# fruit tree suggestions for the ozarks(northwest arkansas)



## hillbillybaby (Jul 19, 2012)

has anyone had success growing fruit trees in this area? I am thinking about planting a small orchard. I have a sunny field. any suggestions on types?


----------



## bjgarlich (Nov 20, 2012)

I am interested too - I am in SW MO in the northern Ozarks. There are several peach orchards around here, so I know they grow well. I have 2 columnar apple trees that bear fruit, but they are in pots because our ground is so rocky. 

Persimmon trees grow wild around here, and I think plum and pear trees do too. We are putting in a food forest this spring and will be trying apples, peaches, pears, pecans and plums.
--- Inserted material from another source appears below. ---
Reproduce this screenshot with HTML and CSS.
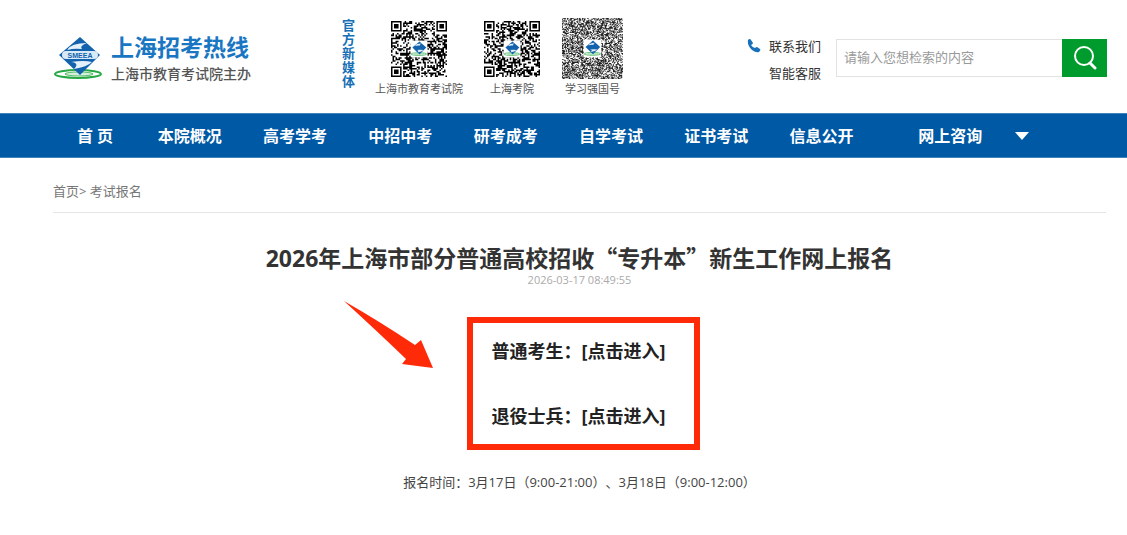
FILE: index.html
```
<!DOCTYPE html>
<html lang="zh-CN">
<head>
  <meta charset="UTF-8" />
  <meta name="viewport" content="width=device-width, initial-scale=1.0"/>
  <title>上海招考热线</title>
  <link rel="stylesheet" href="styles.css">
</head>
<body>
  <header class="header">
    <a class="logo" href="#" aria-label="上海招考热线">
      <svg class="logo-mark" viewBox="0 0 49 44">
        <g id="emblem">
          <ellipse cx="24" cy="37" rx="23" ry="4" fill="#fff" stroke="#27a844" stroke-width="2"/>
          <ellipse cx="25" cy="37" rx="14" ry="2" fill="#d5efda" stroke="#55bd68" stroke-width="1"/>
          <path d="M26 0L46 18L26 38L5 18Z" fill="#1262ad"/>
          <path d="M33 6Q17 6 13 13Q20 11 28 12Q25 9 33 6Z" fill="#e4f0fa"/>
          <path d="M38 25Q30 23 17 25Q26 26 20 32Q33 30 38 25Z" fill="#e4f0fa"/>
        </g>
        <rect x="8" y="14" width="36" height="8" rx="4" fill="#d9eaf7"/>
        <text x="26" y="21" text-anchor="middle" class="emblem-text">SMEEA</text>
      </svg>
      <span class="logo-text">
        <strong>上海招考热线</strong>
        <span>上海市教育考试院主办</span>
      </span>
    </a>

    <div class="media">
      <div class="media-title">官方新媒体</div>
      <figure class="code">
        <svg class="qr" data-size="37" data-seed="7" data-finders="1"></svg>
        <figcaption>上海市教育考试院</figcaption>
      </figure>
      <figure class="code code-mid">
        <svg class="qr" data-size="37" data-seed="23" data-finders="1"></svg>
        <figcaption>上海考院</figcaption>
      </figure>
      <figure class="code">
        <svg class="qr qr-large" data-size="73" data-seed="41"></svg>
        <figcaption>学习强国号</figcaption>
      </figure>
    </div>

    <div class="tools">
      <div class="contact">
        <svg width="14" height="14" viewBox="0 0 14 14"><path d="M1 1Q3 -1 4 1L6 4Q6 5 4 6Q6 9 8 9Q9 8 10 8L13 10Q14 11 12 13Q9 14 5 11Q0 6 1 1Z" fill="#1670ba"/></svg>
        <div class="contact-links">
          <a href="#">联系我们</a>
          <a href="#">智能客服</a>
        </div>
      </div>
      <form class="search">
        <input type="text" aria-label="检索" placeholder="请输入您想检索的内容">
        <button type="button" aria-label="搜索">
          <svg width="24" height="24" viewBox="0 0 24 24" fill="none" stroke="#fff" stroke-width="2" stroke-linecap="round"><circle cx="11" cy="10" r="9"/><path d="M17 17L22 22" stroke-width="3"/></svg>
        </button>
      </form>
    </div>
  </header>

  <nav class="nav">
    <a href="#">首 页</a>
    <a href="#">本院概况</a>
    <a href="#">高考学考</a>
    <a href="#">中招中考</a>
    <a href="#">研考成考</a>
    <a href="#">自学考试</a>
    <a href="#">证书考试</a>
    <a href="#">信息公开</a>
    <a class="nav-more" href="#">网上咨询 <span class="caret"></span></a>
  </nav>

  <main class="content">
    <div class="crumbs"><a href="#">首页</a>&gt; <a href="#">考试报名</a></div>
    <h1>2026年上海市部分普通高校招收<span class="cjk-quote">“</span>专升本<span class="cjk-quote">”</span>新生工作网上报名</h1>
    <time datetime="2026-03-17T08:49:55">2026-03-17 08:49:55</time>

    <div class="entry">
      <svg class="arrow" width="90" height="68" viewBox="0 0 90 68"><path d="M0 0Q35 20 71 44L77 39L89 67L58 63L62 58Q34 31 0 0Z" fill="#ff2a08"/></svg>
      <p>普通考生：<a href="#">[点击进入]</a></p>
      <p>退役士兵：<a href="#">[点击进入]</a></p>
    </div>

    <p class="period">报名时间：3月17日（9:00-21:00）、3月18日（9:00-12:00）</p>
  </main>

  <script>
    // square codes with the emblem in the middle
    document.querySelectorAll('.qr').forEach(svg => {
      const n = Number(svg.dataset.size);
      let seed = Number(svg.dataset.seed);
      const random = () => (seed = (seed * 16807) % 2147483647) / 2147483647;
      for (let i = 0; i < 10; i++) random();

      let d = '';
      for (let y = 0; y < n; y++) {
        for (let x = 0; x < n; x++) {
          const corner = svg.dataset.finders &&
            ((x < 8 && y < 8) || (x > n - 9 && y < 8) || (x < 8 && y > n - 9));
          if (random() < 0.52 && !corner) d += `M${x} ${y}h1v1h-1z`;
        }
      }

      let finders = '';
      if (svg.dataset.finders) {
        [[0, 0], [n - 7, 0], [0, n - 7]].forEach(([x, y]) => {
          finders += `<path fill-rule="evenodd" d="M${x} ${y}h7v7h-7zM${x + 1} ${y + 1}v5h5v-5zM${x + 2} ${y + 2}h3v3h-3z"/>`;
        });
      }

      const box = Math.round(n * 0.29);
      const pos = (n - box) / 2;
      svg.setAttribute('viewBox', `0 0 ${n} ${n}`);
      svg.innerHTML = `<path d="${d}"/>${finders}
        <rect x="${pos}" y="${pos}" width="${box}" height="${box}" fill="#fff"/>
        <use href="#emblem" transform="translate(${pos} ${pos + box * 0.05}) scale(${box / 49})"/>`;
    });
  </script>
</body>
</html>
```
FILE: styles.css
```
* {
  box-sizing: border-box;
}

body {
  margin: 0;
  background: #fff;
  color: #333;
  font-family: "Open Sans", "Noto Sans CJK SC", sans-serif;
  font-size: 13px;
  text-spacing-trim: space-all;
}

a {
  color: inherit;
  text-decoration: none;
}

svg {
  display: block;
  flex-shrink: 0;
}

.emblem-text {
  font: bold 7px "Liberation Sans", sans-serif;
  fill: #1262ad;
}

.header {
  display: flex;
  align-items: flex-start;
  height: 113px;
  padding: 18px 20px 0 54px;
}

.logo {
  display: flex;
  gap: 8px;
  padding-top: 14px;
}

.logo-mark {
  width: 49px;
  height: 44px;
  margin-top: 5px;
}

.logo-text {
  display: flex;
  flex-direction: column;
  color: #555;
  font-size: 14px;
  font-weight: 500;
  line-height: 24px;
  white-space: nowrap;
}

.logo-text strong {
  color: #1976c2;
  font-size: 23px;
  font-weight: bold;
  line-height: 30px;
}

.media {
  display: flex;
  margin-left: 91px;
}

.media-title {
  width: 14px;
  color: #1670b5;
  font-size: 13px;
  font-weight: bold;
  line-height: 14px;
}

.code {
  display: flex;
  flex-direction: column;
  align-items: center;
  justify-content: flex-end;
  height: 80px;
  margin: 0 0 0 19px;
}

.code-mid {
  width: 56px;
  margin: 0 22px 0 21px;
}

.code + .code:last-child {
  margin-left: 0;
}

.code figcaption {
  color: #555;
  font-size: 11px;
  line-height: 18px;
  white-space: nowrap;
}

.qr {
  width: 56px;
  height: 56px;
  margin-bottom: 3px;
}

.qr-large {
  width: 61px;
  height: 61px;
  margin-bottom: 1px;
  fill: #222;
}

.tools {
  display: flex;
  align-items: flex-start;
  gap: 15px;
  margin-left: auto;
  padding-top: 15px;
}

.contact {
  display: flex;
  gap: 8px;
}

.contact > svg {
  margin-top: 6px;
}

.contact-links {
  display: flex;
  flex-direction: column;
  line-height: 27px;
  white-space: nowrap;
}

.search {
  display: flex;
  height: 38px;
  margin-top: 6px;
}

.search input {
  width: 226px;
  padding: 0 7px 2px;
  border: 1px solid #e2e2e2;
  border-right: none;
  font-family: inherit;
  font-size: 13px;
  outline: none;
}

.search input::placeholder {
  color: #999;
}

.search button {
  display: flex;
  align-items: center;
  justify-content: center;
  width: 45px;
  padding: 0;
  border: none;
  background: #009b2d;
  cursor: pointer;
}

.nav {
  display: grid;
  grid-template-columns: 84px repeat(7, 10fr) 22fr;
  padding: 1px 21px 0 53px;
  background: #0059a5;
  border-top: 1px solid #3f83bd;
  border-bottom: 1px solid #3f83bd;
  color: #fff;
  font-size: 16px;
  font-weight: bold;
  line-height: 42px;
  text-align: center;
  white-space: nowrap;
}

.nav-more {
  display: flex;
  align-items: center;
  gap: 33px;
  padding-left: 44px;
}

.caret {
  border: 7px solid transparent;
  border-top: 8px solid #fff;
  border-bottom: none;
}

.content {
  padding: 0 21px 0 53px;
  text-align: center;
}

.crumbs {
  padding: 21px 0 9px;
  border-bottom: 1px solid #e6e6e6;
  color: #777;
  line-height: 24px;
  text-align: left;
}

h1 {
  margin: 29px 0 0;
  font-size: 23px;
  line-height: 30px;
}

.cjk-quote {
  font-family: "Noto Sans CJK SC", sans-serif;
}

time {
  display: block;
  color: #aaa;
  font-size: 11px;
  line-height: 14px;
}

.entry {
  position: relative;
  width: fit-content;
  margin: 30px auto 0;
  padding: 12px 29px 12px 19px;
  border: 6px solid #ff2a08;
  left: 4px;
  color: #222;
  font-size: 18px;
  font-weight: bold;
  line-height: 32px;
}

.entry p {
  margin: 0;
}

.entry p + p {
  margin-top: 33px;
}

.arrow {
  position: absolute;
  top: -22px;
  left: -129px;
}

.period {
  margin: 20px 0 0;
  color: #444;
  line-height: 24px;
}
```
Oh and our neighbor across the street has fig trees that produce well.

I am looking forward to answers from others on this topic!!


----------



## woodsy_gardener (May 27, 2007)

Most fruit trees take too long to bear for me but I can report that my Kadota Fig from Lowe's bore delicious fruit the second year. And--the deer don't touch it.

Also my thornless Apache and very thorny Kiowa blackberries from the Univ. of Arkansas can grow as big as small trees (10 feet) They grow from a crown so they don't spread. I prune the tips back to 6 feet to encourage branching.


----------



## Ed Mashburn (Jun 24, 2013)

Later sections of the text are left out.